NYC micro-apartments: The beginning
The passage of City of Yes (COY) in December 2024 dramatically changed zoning in NYC. This is the first in a series of posts to understand how this will affect the city.
Last updated: March 22, 2026, with 4 filings and 800 units.
As part of City of Yes, we changed the Dwelling Unit Factor (DUF), which tells us how many units we can fit into buildings. Previously, the rules were roughly: In dense areas, you must have a per-unit average of 680 square ft, and in other areas, you have a more restrictive limit, often requiring an averqage of above 1,000 sqft per apartment.
With COY, this got simplified: In Manhattan and Downtown Brooklyn, we completely removed this limit, everywhere else it became 680.
When we removed these limits, we made it possible to build micro-unit buildings, with average unit size below 680 sqft. And it looks like this is actually happening:
As of March 2026, there are 4 filings (800 units) for micro-unit buildings.

This is early data: Only 4 filings, two of them from Q1 2026, and not permitted yet. You can decide to ignore this. But in real estate, blips can quickly become waves, and we want to make sure you have data as soon as possible, so you can decide where to put your money.
See the filings here:
| Job # | Address | Filed | Res Area (sqft) | Units | Avg Unit Size (sqft) |
|---|---|---|---|---|---|
| M01352841-I1 | None | 2026-03-11 | 17564 | 62 | 300.0 |
| M01273621-I1 | 47 EAST 30 STREET, MANHATTAN | 2025-09-10 | 24631 | 54 | 456.1 |
| B01276224-I1 | 249 DUFFIELD STREET, BROOKLYN | 2025-12-19 | 95243 | 158 | 602.8 |
| M01363035-I1 | 484 8 AVENUE, MANHATTAN | 2026-03-17 | 311864 | 481 | 648.4 |
Zoning Rules
City of Yes dramatically simplified the DUF rules:

The DUF is based not on the residential area of the building, but the maximum residential area as permitted per zoning code:
- 680 by default
- No DUF for core Manhattan and Downtown Brooklyn
What was it before COY? Don't even get us started, below (last row) is just a sub-sample for some districts:

Detecting Micro-Units
Our goal is to detect micro-unit buildings, especially those that were enabled by COY. This is not trivial. Even if we have data on the unit count and maximum zoning area, we must also remove exempted cases, e.g. Senior Housing, which are often not explicitly labelled.
In the chart below, we do this as best as we can. As shown above, the non-limit regions did have no micro-unit buildings before COY. However, we do see a number of micro-unit building in areas with limits, often The Bronx. When we manually review these filings, we find that they are often senior housing or another form of exempted class, but this isn't formally written down in DOB data, so we can't exclude them automatically.

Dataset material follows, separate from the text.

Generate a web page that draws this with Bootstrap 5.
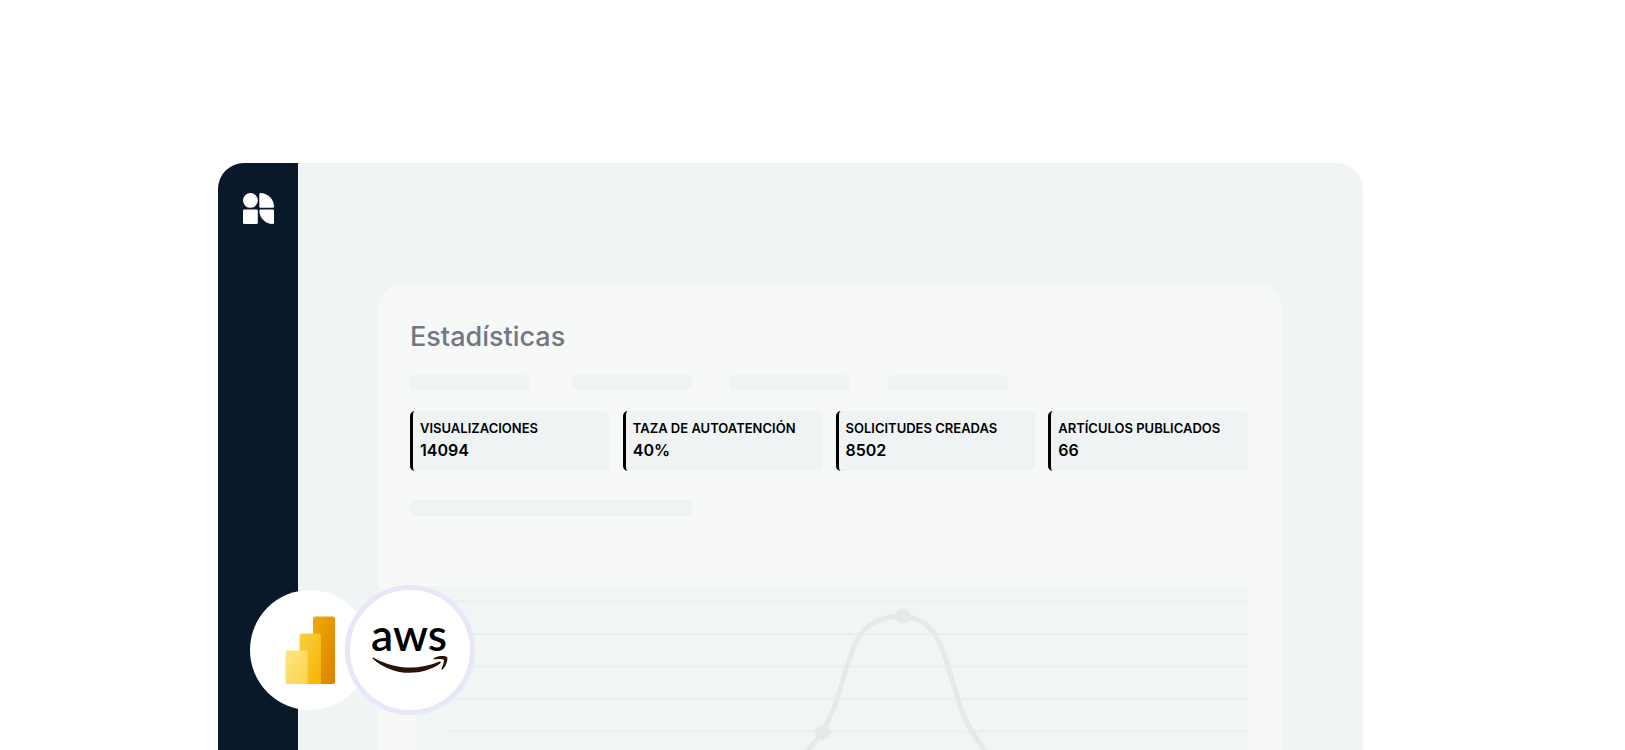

We manually reviewed the 4 filings in the no-limit geographies, and we do not see signals that they were exempted.
Our takeaway: It's likely that the 4 micro-unit building filings we see were enabled by COY. Without COY, they would've likely been built at 680 DUF or not built at all.
Conclusion
In Manhattan and Downtown Brooklyn, we can now create buildings around micro-units. And once we allow this, it's actually starting.
How big will this trend be? The honest answer is that we can't know this just yet: Our baseline was zero, and we've gone from zero to roughly one building per quarter. That's tiny, but in real estate we often see this type of pattern: Someone someone tries out a new trend, and that trend becomes huge if the economics look good upon completion.